屋上緑化のかわりに、セラミック系の建材で保水力をもたせることができる。ただし…… ──
屋上緑化については、前に述べた。
→ 太陽電池と緑化
( 太陽電池よりも、緑化の方が、低コストで好ましい。)
→ 屋上農園
( 屋上緑化といっても、セダムみたいなサボテンより、葉っぱものがよい。)
→ サントリーの屋上緑化
( 木質ウレタン系の新素材で、緑化のかわりに保水材とする。)
──
朝日の夕刊( 2010-08-19 )に、新たに記事が出た。セラミック系の建材(多孔質)で、保水力をもたせることができるという。真夏の気温で、18度の気温低下の効果があったという。
参考のため、ネットで常用を探すと、次のようなものがある。
→ INAX
→ 積水化学工業
一方、土のかわりとなるものを用意して、そこに芝を生やす、という方式もある。
→ ハセベ
以上は、情報。
──
私の評価を示そう。
セラミック系の建材(多孔質)というのは、普通の建材よりは、保水力の面で好ましいと言える。

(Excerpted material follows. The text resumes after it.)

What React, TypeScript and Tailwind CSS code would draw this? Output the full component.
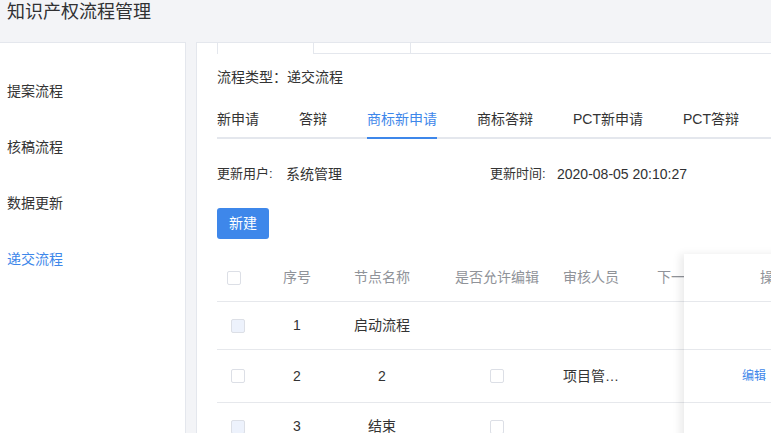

また、設置が簡単だというメリットもある。サボテンやセダムみたいな保水力の小さな植物よりは、まともだと言えるだろう。
その一方で、難点もある。真夏で 18度の温度低下というと、55度が 37度に下がるぐらいだから、効果は十分ではない。葉っぱものの植物ならば、55度が27度ぐらいまで下がる。それよりは大幅に劣る。また、樹木と違って、木陰ができないという難点もある。さらに、設置は簡単だとしても、劣化しやすい多孔質を、あとで付け替えるのには、かなりコストがかかる。置物として設置するだけならばいいが、屋上にぴったり接着するような形だと、撤去費用が大変だ。
だから、屋上に設置するならば、「人工土 & 植物」のような形の方がマシだと思う。これなら撤去も簡単だ。また、植物として芝生にしてもいいが、それでも表面積が大きいから、セラミック材よりは効果が大きい。
セラミック系の建材(多孔質)は、屋上に設置するよりは、むしろ、屋上以外の場所に設置する方がいい。ビルの側面のベランダみたいなところとか。そういうところならば、他のものでは代替が困難だから、用途がある。
また、超高層ビルでは、屋上に出ることが大変そうだから、セラミック系の建材も役立つかもしれない。しかし、超高層ビルだと、ものすごい体積から莫大な熱量を発生する。それが屋上で少しだけ放熱しても、あまり意味はない。都会では、超高層ビルそのものを撤去する方が、よほど利口だ。あるいは、超高層ビルの周辺の地面を緑化する方が、よほど利口だ。(たとえば、二階建てのプロムナードを造って、そこに街路樹を生やす。)
私としては、屋上緑化よりは、街路樹をもっと増やしてほしいと思いますね。そっちの方がよほど効果がある。真夏の歩道を歩きながら、街路樹があると、ほっとする。特に、交差点の信号待ちの際、手前に街路樹があると、とても助かる。
こっちの方を考えてほしいものだ。
( ※ なお、街路樹は、都心である必要はない。人のためでなく、場所のためであるから、人口密度の高い場所を優先する必要はない。地価の高い銀座や新宿の表通りでやる必要はなく、場末や裏通りでやるのでも十分。)
2010年08月09日
過去ログ
手すりのようなものが写っていました。
多孔質に汚れがこびり付き汚くならないか、そんな感想を持ちました。
屋上、歩道などに芝生のような丈の高くない植物が植わっている
だけで、風が吹いたときのさわやかさは違います。メリットは
都心ばかりではありません。
いや、都心よりも田舎の再開発地の方が悲惨です。アスファルトと
コンクリートだけで、全く植栽がありません。熱風しか吹きません。
お盆の帰省で老母の家に向かうとき、駅の近所から田んぼが広がり
用水路に水がいつも流れている姿が懐かしくなりました。同じ場所を
歩いていて、体中をドライヤーに煽られているような気持ちになり
短時間で汗まみれ。
コンクリートから人へ、が消滅したこの夏はアスファルトから緑へが
いいなぁ。ただし彼の国で聞くペンキの緑はお断りです。